Dataset entries =>
>> Start
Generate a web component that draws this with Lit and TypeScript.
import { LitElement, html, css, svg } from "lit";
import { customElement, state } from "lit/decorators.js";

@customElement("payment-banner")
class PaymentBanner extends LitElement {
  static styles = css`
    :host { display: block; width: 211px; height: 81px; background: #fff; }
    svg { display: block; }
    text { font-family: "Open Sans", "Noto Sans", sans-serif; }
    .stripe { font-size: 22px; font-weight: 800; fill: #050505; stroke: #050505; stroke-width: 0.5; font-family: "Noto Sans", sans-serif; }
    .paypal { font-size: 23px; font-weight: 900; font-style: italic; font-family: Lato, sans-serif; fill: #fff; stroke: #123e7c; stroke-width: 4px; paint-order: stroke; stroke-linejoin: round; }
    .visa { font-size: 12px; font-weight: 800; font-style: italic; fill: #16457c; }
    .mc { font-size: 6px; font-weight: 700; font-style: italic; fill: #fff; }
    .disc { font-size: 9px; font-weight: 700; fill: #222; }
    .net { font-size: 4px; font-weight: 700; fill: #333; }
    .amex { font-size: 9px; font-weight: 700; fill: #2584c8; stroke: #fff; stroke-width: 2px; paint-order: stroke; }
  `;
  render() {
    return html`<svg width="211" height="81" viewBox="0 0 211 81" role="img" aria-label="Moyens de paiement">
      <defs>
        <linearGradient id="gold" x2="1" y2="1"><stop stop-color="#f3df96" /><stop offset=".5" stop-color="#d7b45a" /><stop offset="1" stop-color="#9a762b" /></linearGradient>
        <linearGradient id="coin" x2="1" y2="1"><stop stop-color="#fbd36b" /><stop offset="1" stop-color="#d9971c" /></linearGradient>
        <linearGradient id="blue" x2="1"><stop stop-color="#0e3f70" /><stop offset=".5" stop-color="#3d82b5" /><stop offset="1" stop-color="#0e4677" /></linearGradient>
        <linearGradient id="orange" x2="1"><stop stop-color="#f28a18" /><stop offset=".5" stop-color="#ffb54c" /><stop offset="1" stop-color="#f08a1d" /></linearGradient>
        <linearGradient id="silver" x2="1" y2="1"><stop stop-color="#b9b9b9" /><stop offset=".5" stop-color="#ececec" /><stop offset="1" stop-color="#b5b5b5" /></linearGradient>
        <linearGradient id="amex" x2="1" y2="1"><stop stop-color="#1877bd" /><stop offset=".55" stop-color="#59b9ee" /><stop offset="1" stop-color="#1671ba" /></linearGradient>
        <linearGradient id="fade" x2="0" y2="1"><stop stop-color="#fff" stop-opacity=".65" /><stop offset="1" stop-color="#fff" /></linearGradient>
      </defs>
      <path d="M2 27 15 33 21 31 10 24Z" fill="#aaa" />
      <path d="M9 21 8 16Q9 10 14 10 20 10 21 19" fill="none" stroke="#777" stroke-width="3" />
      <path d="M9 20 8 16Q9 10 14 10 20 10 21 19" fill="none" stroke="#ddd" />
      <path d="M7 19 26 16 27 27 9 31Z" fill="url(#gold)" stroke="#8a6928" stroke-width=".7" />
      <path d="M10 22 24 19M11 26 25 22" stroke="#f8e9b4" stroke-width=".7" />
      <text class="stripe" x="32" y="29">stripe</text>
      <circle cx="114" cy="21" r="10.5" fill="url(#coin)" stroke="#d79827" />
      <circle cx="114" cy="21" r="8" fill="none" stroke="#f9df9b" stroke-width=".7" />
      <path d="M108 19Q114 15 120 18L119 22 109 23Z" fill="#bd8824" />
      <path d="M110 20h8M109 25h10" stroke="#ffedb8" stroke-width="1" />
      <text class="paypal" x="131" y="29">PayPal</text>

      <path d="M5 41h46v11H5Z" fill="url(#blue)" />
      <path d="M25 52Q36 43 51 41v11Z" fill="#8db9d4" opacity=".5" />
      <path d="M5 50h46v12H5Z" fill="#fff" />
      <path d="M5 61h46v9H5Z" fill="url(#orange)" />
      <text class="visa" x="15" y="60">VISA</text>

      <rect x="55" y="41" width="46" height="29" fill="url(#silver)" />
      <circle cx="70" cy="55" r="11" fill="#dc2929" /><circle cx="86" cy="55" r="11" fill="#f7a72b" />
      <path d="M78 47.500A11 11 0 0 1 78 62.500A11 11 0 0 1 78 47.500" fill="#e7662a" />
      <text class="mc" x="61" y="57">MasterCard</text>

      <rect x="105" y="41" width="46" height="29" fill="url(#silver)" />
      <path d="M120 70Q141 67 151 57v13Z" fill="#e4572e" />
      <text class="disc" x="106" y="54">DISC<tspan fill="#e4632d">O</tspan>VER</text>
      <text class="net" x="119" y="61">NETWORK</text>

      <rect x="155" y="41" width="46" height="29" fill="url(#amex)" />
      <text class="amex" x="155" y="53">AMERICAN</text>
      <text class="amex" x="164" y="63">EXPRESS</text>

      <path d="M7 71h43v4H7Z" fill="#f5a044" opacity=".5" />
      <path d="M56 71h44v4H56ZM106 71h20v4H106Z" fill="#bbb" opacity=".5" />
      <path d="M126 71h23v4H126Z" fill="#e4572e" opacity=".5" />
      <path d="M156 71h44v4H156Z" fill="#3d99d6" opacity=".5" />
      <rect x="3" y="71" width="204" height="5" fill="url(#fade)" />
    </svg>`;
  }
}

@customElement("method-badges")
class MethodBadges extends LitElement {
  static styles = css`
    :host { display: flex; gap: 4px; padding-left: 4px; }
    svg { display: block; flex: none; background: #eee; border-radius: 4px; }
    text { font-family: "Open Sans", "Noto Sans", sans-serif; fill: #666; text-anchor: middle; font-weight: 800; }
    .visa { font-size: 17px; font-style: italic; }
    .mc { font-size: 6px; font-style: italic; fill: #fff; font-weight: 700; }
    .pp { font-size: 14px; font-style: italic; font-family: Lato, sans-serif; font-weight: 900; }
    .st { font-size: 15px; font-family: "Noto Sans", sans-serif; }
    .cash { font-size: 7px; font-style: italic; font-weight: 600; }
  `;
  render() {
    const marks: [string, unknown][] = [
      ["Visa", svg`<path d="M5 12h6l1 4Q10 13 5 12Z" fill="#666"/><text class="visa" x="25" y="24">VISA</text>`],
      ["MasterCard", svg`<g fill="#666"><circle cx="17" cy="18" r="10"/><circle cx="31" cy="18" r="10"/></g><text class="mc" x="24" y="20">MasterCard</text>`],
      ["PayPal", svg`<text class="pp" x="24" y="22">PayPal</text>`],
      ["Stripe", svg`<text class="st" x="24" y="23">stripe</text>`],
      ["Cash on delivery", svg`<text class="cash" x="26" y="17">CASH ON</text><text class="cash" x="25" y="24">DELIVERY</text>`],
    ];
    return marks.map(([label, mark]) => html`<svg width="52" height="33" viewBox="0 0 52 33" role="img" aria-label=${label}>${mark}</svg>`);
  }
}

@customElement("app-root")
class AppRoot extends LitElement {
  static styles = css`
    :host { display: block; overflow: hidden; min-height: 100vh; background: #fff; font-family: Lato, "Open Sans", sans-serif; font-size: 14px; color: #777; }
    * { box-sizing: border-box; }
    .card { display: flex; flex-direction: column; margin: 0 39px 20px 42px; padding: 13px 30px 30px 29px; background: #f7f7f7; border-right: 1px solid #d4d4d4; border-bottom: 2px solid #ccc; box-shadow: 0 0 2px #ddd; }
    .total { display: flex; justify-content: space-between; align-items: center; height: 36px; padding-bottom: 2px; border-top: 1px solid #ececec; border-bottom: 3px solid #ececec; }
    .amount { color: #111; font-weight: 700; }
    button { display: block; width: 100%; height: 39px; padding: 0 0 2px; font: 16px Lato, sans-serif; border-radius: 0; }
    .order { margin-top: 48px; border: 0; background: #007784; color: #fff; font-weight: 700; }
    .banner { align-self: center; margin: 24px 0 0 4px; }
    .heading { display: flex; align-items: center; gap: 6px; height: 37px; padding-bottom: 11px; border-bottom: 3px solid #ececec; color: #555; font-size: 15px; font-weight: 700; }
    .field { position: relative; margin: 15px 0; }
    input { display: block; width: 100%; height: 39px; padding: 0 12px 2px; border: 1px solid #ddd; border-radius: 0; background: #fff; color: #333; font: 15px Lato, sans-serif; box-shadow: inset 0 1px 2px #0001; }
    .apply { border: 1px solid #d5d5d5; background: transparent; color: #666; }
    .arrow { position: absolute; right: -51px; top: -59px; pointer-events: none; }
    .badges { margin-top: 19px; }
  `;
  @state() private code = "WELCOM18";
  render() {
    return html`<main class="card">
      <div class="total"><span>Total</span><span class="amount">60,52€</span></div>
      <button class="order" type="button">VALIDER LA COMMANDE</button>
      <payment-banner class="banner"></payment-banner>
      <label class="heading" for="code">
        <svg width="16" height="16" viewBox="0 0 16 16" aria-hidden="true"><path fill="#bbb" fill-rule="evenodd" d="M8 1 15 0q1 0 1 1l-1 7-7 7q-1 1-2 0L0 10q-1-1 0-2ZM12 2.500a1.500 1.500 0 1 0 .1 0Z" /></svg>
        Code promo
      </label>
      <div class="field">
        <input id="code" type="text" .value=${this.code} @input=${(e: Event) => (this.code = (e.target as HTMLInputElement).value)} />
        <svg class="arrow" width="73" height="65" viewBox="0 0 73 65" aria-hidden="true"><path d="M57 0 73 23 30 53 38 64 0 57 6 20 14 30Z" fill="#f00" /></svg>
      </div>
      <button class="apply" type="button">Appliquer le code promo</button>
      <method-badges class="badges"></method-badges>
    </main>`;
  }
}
>> End
>> Start
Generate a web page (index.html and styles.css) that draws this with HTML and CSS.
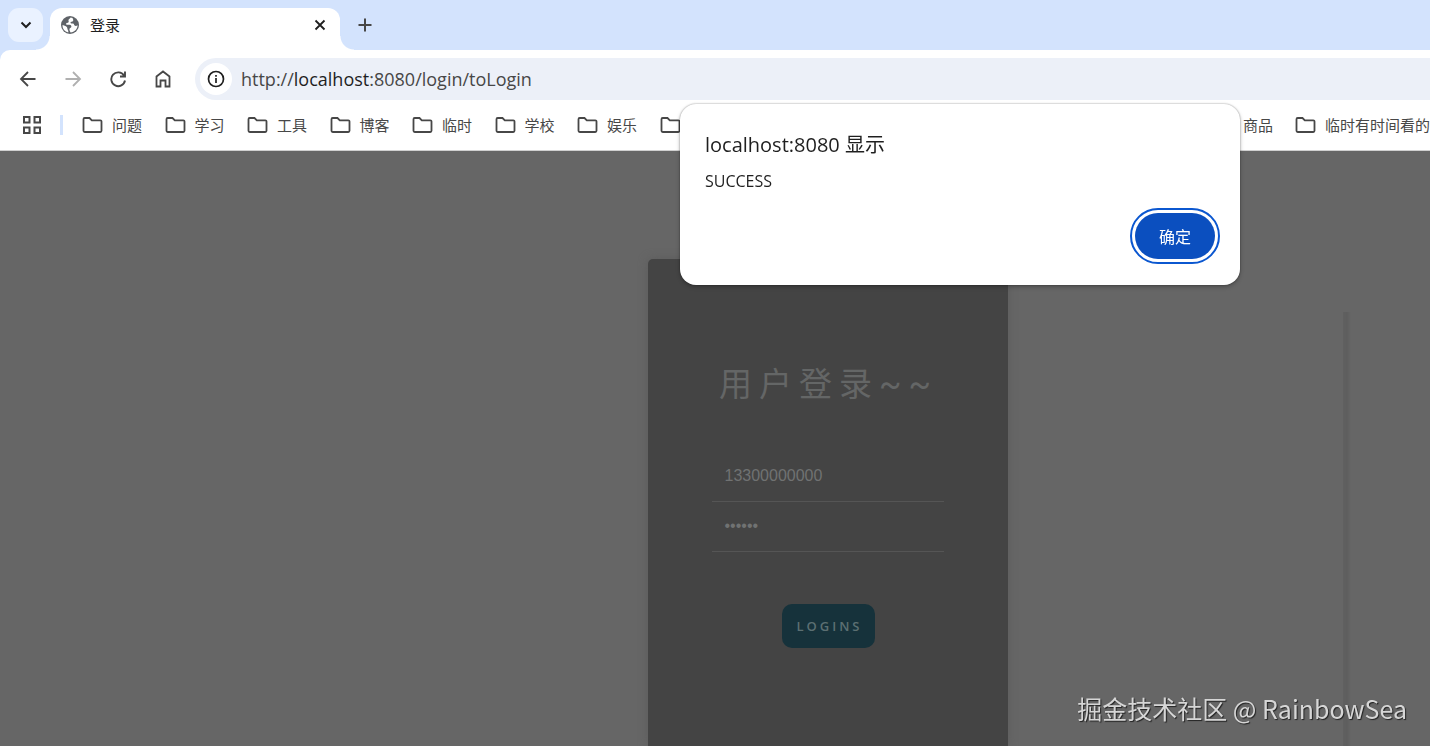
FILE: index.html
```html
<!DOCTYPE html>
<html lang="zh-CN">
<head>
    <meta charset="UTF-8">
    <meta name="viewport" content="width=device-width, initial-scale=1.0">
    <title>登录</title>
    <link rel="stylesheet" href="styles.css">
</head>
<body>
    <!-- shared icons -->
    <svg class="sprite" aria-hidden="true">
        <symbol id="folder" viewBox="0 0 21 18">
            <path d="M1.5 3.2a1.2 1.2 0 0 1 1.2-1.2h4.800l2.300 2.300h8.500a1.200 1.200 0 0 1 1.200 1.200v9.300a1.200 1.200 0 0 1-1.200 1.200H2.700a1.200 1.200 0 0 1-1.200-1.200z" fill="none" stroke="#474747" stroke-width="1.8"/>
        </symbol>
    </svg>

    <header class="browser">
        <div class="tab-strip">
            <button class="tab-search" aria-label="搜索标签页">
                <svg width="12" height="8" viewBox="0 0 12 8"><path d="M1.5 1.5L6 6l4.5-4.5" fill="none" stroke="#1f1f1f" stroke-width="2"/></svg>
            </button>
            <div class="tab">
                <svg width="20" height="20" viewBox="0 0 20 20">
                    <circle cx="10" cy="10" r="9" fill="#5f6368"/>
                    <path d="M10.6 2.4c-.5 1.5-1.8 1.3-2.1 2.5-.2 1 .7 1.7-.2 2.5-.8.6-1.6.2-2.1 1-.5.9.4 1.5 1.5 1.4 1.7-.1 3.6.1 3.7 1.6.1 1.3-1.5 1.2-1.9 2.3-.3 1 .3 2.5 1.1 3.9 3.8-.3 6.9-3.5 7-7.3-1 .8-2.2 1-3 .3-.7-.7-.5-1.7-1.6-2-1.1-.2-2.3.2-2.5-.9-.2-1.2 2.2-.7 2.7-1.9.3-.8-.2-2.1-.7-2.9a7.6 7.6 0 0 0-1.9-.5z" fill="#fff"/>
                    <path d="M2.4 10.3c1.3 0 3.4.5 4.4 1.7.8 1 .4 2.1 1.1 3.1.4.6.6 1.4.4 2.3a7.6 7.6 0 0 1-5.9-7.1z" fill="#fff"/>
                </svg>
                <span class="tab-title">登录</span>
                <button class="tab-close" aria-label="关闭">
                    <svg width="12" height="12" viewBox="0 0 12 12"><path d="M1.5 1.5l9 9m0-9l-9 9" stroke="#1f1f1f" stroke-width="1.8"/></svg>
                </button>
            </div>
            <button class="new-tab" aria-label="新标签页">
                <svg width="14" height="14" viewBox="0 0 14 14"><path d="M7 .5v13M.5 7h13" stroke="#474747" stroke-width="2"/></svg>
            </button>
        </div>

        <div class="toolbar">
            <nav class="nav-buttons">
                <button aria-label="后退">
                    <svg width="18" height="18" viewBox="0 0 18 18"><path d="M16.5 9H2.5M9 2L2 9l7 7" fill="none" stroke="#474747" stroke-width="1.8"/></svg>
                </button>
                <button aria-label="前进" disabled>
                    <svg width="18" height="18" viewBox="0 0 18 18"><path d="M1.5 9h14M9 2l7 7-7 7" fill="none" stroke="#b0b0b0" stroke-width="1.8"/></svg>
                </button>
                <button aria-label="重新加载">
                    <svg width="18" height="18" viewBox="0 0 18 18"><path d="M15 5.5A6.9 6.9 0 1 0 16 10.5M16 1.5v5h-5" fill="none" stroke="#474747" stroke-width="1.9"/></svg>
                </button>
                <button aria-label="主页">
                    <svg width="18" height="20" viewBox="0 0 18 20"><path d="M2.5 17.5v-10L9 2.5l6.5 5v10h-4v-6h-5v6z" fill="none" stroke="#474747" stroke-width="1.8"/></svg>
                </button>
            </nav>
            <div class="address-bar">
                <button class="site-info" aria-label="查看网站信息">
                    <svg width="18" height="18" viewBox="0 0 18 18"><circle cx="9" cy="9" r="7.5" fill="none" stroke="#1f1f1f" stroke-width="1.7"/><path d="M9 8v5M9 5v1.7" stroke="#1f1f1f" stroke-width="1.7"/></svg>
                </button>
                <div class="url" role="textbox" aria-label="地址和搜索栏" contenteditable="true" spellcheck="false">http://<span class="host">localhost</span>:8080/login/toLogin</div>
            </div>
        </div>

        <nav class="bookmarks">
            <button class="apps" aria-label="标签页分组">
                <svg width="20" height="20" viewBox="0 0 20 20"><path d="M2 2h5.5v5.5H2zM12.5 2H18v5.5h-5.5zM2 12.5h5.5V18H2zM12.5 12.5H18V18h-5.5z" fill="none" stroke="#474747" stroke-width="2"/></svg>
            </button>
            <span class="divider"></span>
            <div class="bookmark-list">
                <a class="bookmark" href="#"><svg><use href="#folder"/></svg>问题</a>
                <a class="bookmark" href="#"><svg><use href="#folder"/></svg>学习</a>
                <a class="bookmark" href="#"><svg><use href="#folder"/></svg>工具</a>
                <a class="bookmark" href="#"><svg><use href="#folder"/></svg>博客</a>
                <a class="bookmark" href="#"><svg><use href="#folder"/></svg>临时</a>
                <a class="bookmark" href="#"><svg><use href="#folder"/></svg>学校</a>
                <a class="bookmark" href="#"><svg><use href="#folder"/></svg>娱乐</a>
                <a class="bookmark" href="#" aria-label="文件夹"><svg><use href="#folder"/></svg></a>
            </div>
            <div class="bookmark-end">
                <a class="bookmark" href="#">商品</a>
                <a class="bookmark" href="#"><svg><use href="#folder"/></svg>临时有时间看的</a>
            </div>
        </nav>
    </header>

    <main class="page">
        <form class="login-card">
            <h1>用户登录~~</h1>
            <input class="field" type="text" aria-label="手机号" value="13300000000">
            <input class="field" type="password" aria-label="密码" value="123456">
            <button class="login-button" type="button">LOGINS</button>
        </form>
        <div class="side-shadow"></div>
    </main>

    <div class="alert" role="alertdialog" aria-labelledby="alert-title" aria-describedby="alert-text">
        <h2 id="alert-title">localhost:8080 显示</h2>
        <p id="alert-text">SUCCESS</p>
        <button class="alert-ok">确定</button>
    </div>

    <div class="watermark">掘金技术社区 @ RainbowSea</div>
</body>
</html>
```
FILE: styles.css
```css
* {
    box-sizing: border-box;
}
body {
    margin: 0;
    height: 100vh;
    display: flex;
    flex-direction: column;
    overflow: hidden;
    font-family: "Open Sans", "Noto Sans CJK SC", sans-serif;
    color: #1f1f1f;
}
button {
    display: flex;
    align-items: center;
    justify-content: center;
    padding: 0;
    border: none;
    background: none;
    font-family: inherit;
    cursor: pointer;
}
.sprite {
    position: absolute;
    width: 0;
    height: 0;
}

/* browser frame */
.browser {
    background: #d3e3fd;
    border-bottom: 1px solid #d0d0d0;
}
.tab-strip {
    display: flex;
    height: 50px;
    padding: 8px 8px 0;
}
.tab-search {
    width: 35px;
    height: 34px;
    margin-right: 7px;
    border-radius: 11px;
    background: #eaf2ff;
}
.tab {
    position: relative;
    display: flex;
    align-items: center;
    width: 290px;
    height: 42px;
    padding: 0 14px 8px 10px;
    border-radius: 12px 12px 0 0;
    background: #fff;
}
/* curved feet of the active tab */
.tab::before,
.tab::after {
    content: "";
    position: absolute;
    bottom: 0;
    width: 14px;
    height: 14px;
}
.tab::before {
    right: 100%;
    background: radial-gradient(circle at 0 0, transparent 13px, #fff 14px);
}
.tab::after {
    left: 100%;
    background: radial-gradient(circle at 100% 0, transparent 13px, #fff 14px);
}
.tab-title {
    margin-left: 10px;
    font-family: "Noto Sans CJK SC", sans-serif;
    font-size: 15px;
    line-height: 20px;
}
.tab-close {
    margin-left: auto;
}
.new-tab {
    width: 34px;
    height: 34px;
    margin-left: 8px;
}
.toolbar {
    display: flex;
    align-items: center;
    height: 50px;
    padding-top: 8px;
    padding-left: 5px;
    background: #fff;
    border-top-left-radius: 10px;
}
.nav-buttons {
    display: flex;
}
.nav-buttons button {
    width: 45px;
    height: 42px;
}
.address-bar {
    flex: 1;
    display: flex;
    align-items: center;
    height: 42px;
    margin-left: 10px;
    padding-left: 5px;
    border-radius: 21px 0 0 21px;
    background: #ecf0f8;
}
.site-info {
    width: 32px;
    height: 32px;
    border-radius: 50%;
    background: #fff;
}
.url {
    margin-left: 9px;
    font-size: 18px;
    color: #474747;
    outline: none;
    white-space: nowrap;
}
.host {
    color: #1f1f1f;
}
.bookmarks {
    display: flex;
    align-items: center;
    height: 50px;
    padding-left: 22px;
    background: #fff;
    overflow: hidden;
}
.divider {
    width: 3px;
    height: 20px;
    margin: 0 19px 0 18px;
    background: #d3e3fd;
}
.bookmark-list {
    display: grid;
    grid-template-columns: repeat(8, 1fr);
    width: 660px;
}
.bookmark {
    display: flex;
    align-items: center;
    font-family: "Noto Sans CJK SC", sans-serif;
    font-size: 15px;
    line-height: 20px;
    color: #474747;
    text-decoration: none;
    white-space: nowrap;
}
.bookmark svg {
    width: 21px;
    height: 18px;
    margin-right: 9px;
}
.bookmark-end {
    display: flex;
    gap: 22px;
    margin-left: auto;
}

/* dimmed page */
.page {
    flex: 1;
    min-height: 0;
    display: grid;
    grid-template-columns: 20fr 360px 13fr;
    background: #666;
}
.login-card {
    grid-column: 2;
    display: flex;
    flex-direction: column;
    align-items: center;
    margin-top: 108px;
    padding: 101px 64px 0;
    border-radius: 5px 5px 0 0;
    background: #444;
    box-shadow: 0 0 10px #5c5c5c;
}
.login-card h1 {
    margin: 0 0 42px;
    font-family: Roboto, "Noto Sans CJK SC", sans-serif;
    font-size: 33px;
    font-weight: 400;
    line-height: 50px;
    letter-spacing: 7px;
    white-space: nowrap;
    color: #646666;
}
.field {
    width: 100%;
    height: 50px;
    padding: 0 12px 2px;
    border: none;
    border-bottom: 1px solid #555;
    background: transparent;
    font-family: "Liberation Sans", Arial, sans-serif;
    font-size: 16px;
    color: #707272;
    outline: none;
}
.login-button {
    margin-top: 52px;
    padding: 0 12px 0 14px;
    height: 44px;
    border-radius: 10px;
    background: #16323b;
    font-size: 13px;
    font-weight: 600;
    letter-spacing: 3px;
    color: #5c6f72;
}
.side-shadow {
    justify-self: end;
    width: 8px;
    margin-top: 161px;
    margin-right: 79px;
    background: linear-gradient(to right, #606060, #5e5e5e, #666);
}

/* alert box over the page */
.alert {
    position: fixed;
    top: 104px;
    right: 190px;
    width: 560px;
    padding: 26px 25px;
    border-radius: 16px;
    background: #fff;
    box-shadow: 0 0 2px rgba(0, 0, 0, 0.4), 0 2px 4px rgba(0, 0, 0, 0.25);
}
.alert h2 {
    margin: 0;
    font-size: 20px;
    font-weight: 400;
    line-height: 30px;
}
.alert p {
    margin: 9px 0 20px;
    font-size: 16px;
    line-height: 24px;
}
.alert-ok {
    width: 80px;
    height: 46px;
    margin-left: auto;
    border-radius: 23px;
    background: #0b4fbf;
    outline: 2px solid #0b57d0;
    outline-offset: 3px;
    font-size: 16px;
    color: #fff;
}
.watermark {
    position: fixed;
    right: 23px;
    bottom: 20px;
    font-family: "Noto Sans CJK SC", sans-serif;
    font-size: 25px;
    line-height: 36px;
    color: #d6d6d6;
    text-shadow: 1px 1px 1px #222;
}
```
>> End
Directions => Pick out the lines that have the word "with". Copy them all.

Solved exercise =>
Generate a web component that draws this with Lit and TypeScript.
Generate a web page (index.html and styles.css) that draws this with HTML and CSS.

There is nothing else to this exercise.